• INFORMATION SHOWN
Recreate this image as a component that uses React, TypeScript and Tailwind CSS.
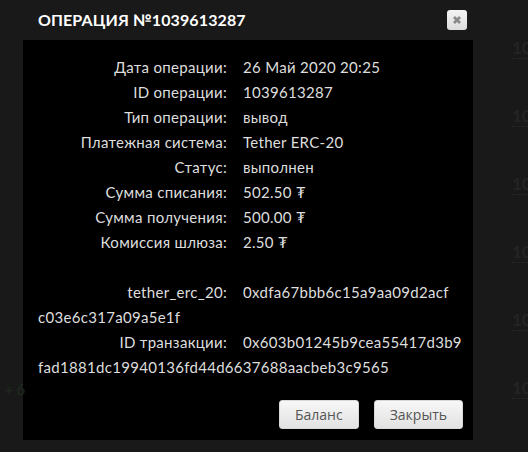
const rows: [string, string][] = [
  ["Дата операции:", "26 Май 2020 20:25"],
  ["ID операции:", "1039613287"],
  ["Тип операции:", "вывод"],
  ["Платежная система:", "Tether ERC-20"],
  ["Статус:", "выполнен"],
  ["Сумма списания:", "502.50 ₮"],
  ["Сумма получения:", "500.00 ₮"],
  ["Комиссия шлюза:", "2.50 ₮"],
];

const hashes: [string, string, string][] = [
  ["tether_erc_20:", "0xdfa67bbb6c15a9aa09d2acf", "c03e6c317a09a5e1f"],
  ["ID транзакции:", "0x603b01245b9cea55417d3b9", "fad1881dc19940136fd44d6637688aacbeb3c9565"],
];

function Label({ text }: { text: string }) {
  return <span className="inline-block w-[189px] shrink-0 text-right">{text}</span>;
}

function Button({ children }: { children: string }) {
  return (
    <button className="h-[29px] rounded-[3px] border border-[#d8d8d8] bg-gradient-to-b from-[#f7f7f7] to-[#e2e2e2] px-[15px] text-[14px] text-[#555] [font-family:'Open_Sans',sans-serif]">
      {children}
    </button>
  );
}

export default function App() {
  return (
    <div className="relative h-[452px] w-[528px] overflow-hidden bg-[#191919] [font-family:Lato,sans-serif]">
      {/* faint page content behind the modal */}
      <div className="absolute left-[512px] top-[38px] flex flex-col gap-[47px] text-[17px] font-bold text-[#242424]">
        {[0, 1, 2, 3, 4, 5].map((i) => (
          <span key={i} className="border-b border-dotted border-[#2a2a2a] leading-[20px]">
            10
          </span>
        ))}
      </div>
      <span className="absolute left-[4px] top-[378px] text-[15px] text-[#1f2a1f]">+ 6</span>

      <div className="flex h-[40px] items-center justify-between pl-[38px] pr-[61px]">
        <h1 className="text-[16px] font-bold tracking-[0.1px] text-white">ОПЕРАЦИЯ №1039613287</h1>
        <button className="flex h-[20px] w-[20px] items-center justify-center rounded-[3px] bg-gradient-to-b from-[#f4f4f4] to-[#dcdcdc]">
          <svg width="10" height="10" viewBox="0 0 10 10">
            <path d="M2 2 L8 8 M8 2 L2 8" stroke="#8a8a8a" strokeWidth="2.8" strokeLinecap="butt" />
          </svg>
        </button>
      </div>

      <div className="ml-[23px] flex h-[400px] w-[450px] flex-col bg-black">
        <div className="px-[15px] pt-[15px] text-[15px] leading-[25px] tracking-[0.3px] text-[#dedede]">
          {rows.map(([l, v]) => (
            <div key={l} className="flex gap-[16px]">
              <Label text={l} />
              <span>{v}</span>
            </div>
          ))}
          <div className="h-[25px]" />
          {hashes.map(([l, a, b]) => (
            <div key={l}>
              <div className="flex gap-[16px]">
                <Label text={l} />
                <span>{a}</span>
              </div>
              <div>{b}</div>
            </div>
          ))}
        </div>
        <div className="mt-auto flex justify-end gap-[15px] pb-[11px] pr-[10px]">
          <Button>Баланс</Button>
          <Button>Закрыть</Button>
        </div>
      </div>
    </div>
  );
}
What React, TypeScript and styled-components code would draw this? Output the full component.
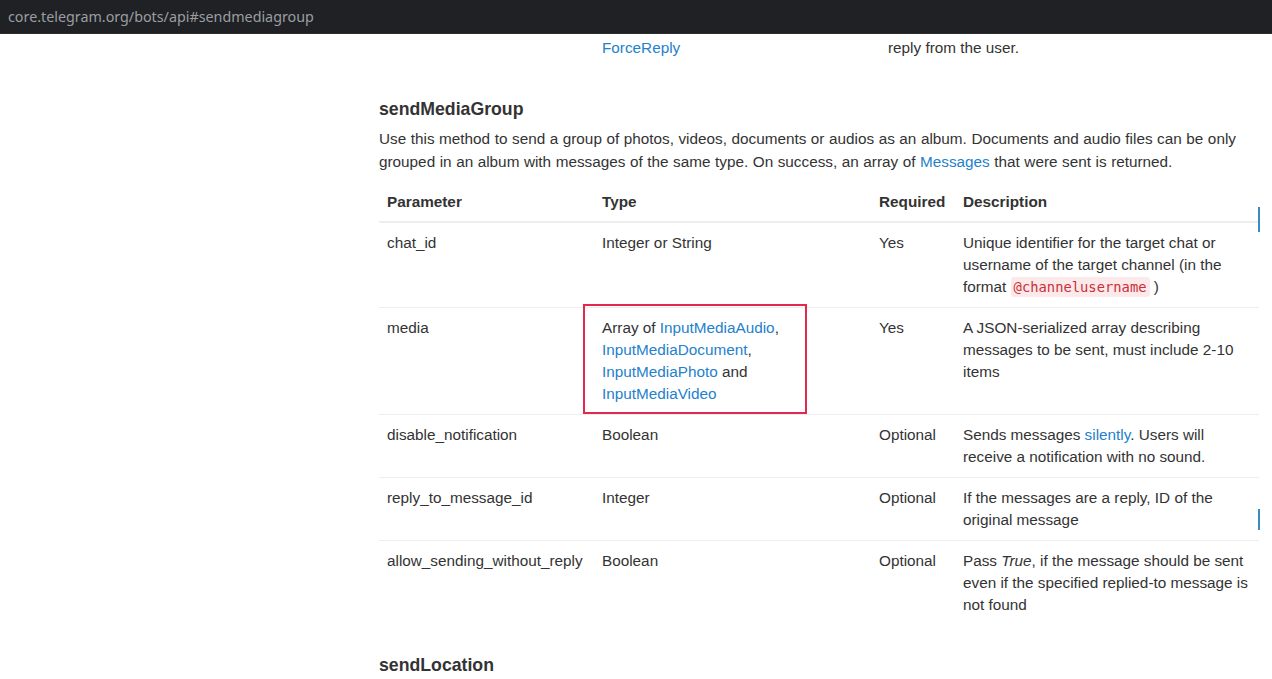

• SET TASK
The records above need to be given again exactly. Omit the pictures.

• REPLY
Recreate this image as a component that uses React, TypeScript and Tailwind CSS.
const rows: [string, string][] = [
  ["Дата операции:", "26 Май 2020 20:25"],
  ["ID операции:", "1039613287"],
  ["Тип операции:", "вывод"],
  ["Платежная система:", "Tether ERC-20"],
  ["Статус:", "выполнен"],
  ["Сумма списания:", "502.50 ₮"],
  ["Сумма получения:", "500.00 ₮"],
  ["Комиссия шлюза:", "2.50 ₮"],
];

const hashes: [string, string, string][] = [
  ["tether_erc_20:", "0xdfa67bbb6c15a9aa09d2acf", "c03e6c317a09a5e1f"],
  ["ID транзакции:", "0x603b01245b9cea55417d3b9", "fad1881dc19940136fd44d6637688aacbeb3c9565"],
];

function Label({ text }: { text: string }) {
  return <span className="inline-block w-[189px] shrink-0 text-right">{text}</span>;
}

function Button({ children }: { children: string }) {
  return (
    <button className="h-[29px] rounded-[3px] border border-[#d8d8d8] bg-gradient-to-b from-[#f7f7f7] to-[#e2e2e2] px-[15px] text-[14px] text-[#555] [font-family:'Open_Sans',sans-serif]">
      {children}
    </button>
  );
}

export default function App() {
  return (
    <div className="relative h-[452px] w-[528px] overflow-hidden bg-[#191919] [font-family:Lato,sans-serif]">
      {/* faint page content behind the modal */}
      <div className="absolute left-[512px] top-[38px] flex flex-col gap-[47px] text-[17px] font-bold text-[#242424]">
        {[0, 1, 2, 3, 4, 5].map((i) => (
          <span key={i} className="border-b border-dotted border-[#2a2a2a] leading-[20px]">
            10
          </span>
        ))}
      </div>
      <span className="absolute left-[4px] top-[378px] text-[15px] text-[#1f2a1f]">+ 6</span>

      <div className="flex h-[40px] items-center justify-between pl-[38px] pr-[61px]">
        <h1 className="text-[16px] font-bold tracking-[0.1px] text-white">ОПЕРАЦИЯ №1039613287</h1>
        <button className="flex h-[20px] w-[20px] items-center justify-center rounded-[3px] bg-gradient-to-b from-[#f4f4f4] to-[#dcdcdc]">
          <svg width="10" height="10" viewBox="0 0 10 10">
            <path d="M2 2 L8 8 M8 2 L2 8" stroke="#8a8a8a" strokeWidth="2.8" strokeLinecap="butt" />
          </svg>
        </button>
      </div>

      <div className="ml-[23px] flex h-[400px] w-[450px] flex-col bg-black">
        <div className="px-[15px] pt-[15px] text-[15px] leading-[25px] tracking-[0.3px] text-[#dedede]">
          {rows.map(([l, v]) => (
            <div key={l} className="flex gap-[16px]">
              <Label text={l} />
              <span>{v}</span>
            </div>
          ))}
          <div className="h-[25px]" />
          {hashes.map(([l, a, b]) => (
            <div key={l}>
              <div className="flex gap-[16px]">
                <Label text={l} />
                <span>{a}</span>
              </div>
              <div>{b}</div>
            </div>
          ))}
        </div>
        <div className="mt-auto flex justify-end gap-[15px] pb-[11px] pr-[10px]">
          <Button>Баланс</Button>
          <Button>Закрыть</Button>
        </div>
      </div>
    </div>
  );
}
What React, TypeScript and styled-components code would draw this? Output the full component.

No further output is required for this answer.